I read this as a not-so-subtle warning against the slow creep of popular but civil-liberty abusing laws like anti-smoking regulations... sure it's nice to hang out in a smoke free bar now, but what happens when government decides that because candy bars, or cell phones, or left turns, or radios in our cars are dangerous to our health, they should be banned as well, under the same theory. Having given the Government that inch, it will be that much harder to say no when they ask for a mile.

Not 24 hours after I made these comments while walking out of the premiere, I saw this piece, which perfectly crystalized my thoughts on the matter. So let that be a lesson to you, the Commander is all-seeing and all-knowing.

Now where I think the Libertas guys got into trouble was when they assumed that Rogers not only made the same point in TRANSFORMERS that they took away from the film, but that he did so intentionally out of a desire to make some political point.
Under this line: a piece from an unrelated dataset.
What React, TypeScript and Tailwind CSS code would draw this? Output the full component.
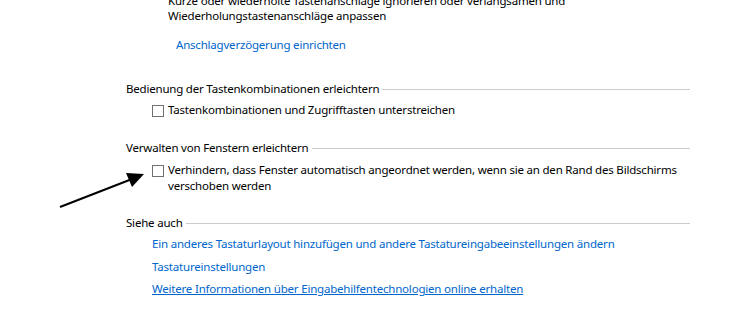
import type { ReactNode } from 'react';

const font = { fontFamily: '"Segoe UI", "Noto Sans", "Open Sans", sans-serif' };

function Heading({ children, className = '' }: { children: ReactNode; className?: string }) {
  return (
    <div className={`flex items-center h-[15px] leading-[15px] ${className}`}>
      <span className="whitespace-nowrap">{children}</span>
      <div className="flex-1 h-px bg-[#cccccc] ml-[3px] mt-px" />
    </div>
  );
}

function Box() {
  return <div className="w-3 h-3 shrink-0 border border-[#707070] bg-white mt-[3px]" />;
}

function Link({ children, underline = false, className = '' }: { children: ReactNode; underline?: boolean; className?: string }) {
  return (
    <div className={`leading-[15px] h-[15px] ${className}`}>
      <a className={`text-[#0066cc] whitespace-nowrap ${underline ? 'underline' : ''}`}>{children}</a>
    </div>
  );
}

export default function App() {
  return (
    <div
      className="relative w-[736px] h-[324px] overflow-hidden bg-white text-[11.5px] tracking-[-0.2px] text-black"
      style={font}
    >
      <div className="pl-[126px] w-[690px]">
        <p className="mt-[-7px] pl-[42px] leading-[15px] whitespace-nowrap">
          Kürze oder wiederholte Tastenanschläge ignorieren oder verlangsamen und
          <br />
          Wiederholungstastenanschläge anpassen
        </p>
        <Link className="mt-[14px] pl-[50px]">Anschlagverzögerung einrichten</Link>

        <Heading className="mt-[29px]">Bedienung der Tastenkombinationen erleichtern</Heading>
        <div className="mt-[6px] pl-[26px] flex gap-1 leading-[16px]">
          <Box />
          <span className="whitespace-nowrap">Tastenkombinationen und Zugrifftasten unterstreichen</span>
        </div>

        <Heading className="mt-[22px]">Verwalten von Fenstern erleichtern</Heading>
        <div className="mt-[7px] pl-[26px] flex gap-1 leading-[16px]">
          <Box />
          <span className="whitespace-nowrap">
            Verhindern, dass Fenster automatisch angeordnet werden, wenn sie an den Rand des Bildschirms
            <br />
            verschoben werden
          </span>
        </div>

        <Heading className="mt-[21px]">Siehe auch</Heading>
        <div className="pl-[26px]">
          <Link className="mt-[6px]">Ein anderes Tastaturlayout hinzufügen und andere Tastatureingabeeinstellungen ändern</Link>
          <Link className="mt-[8px]">Tastatureinstellungen</Link>
          <Link className="mt-[7px]" underline>
            Weitere Informationen über Eingabehilfentechnologien online erhalten
          </Link>
        </div>
      </div>

      <svg className="absolute inset-0 pointer-events-none" width="736" height="324" viewBox="0 0 736 324">
        <line x1="60" y1="207" x2="132" y2="179" stroke="#000" strokeWidth="2" />
        <polygon points="144,174 126,173 132,187" fill="#000" />
      </svg>
    </div>
  );
}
So to be fair, I want to point out that my interpretation of the new Harry Potter movie springs from my own political pre-conceptions... in fact, to show you how open minded I am, I'll give you an alternate interpretation of the same storyline, just for kicks.

The filmmakers dressed the headmistress in a classic, pink, high-collar wool outfit that was very reminiscent of the classic 50's conservative, middle-America, bible thumping, rock-n-roll album-burning mom. We also see her use magic to do things like force apart two students she spots kissing in the halls. Furthermore, the torture she uses to punish students looks an awful lot like the kind of turture we're used to seeing sadistic Nuns use in the movies when students do BAD things, usually relating to natural sexual impulses. So you could just as easily argue that the movie is a warning about right-wing ultra-conservative oppression, and not busybody left wing nanny-statism.

I guess the bottom line is that movies are what you make of them, and what you bring to them. But be careful when assuming that the people who make the movies you see are espousing one particular poilitical point or another. You're probably reading too much into it.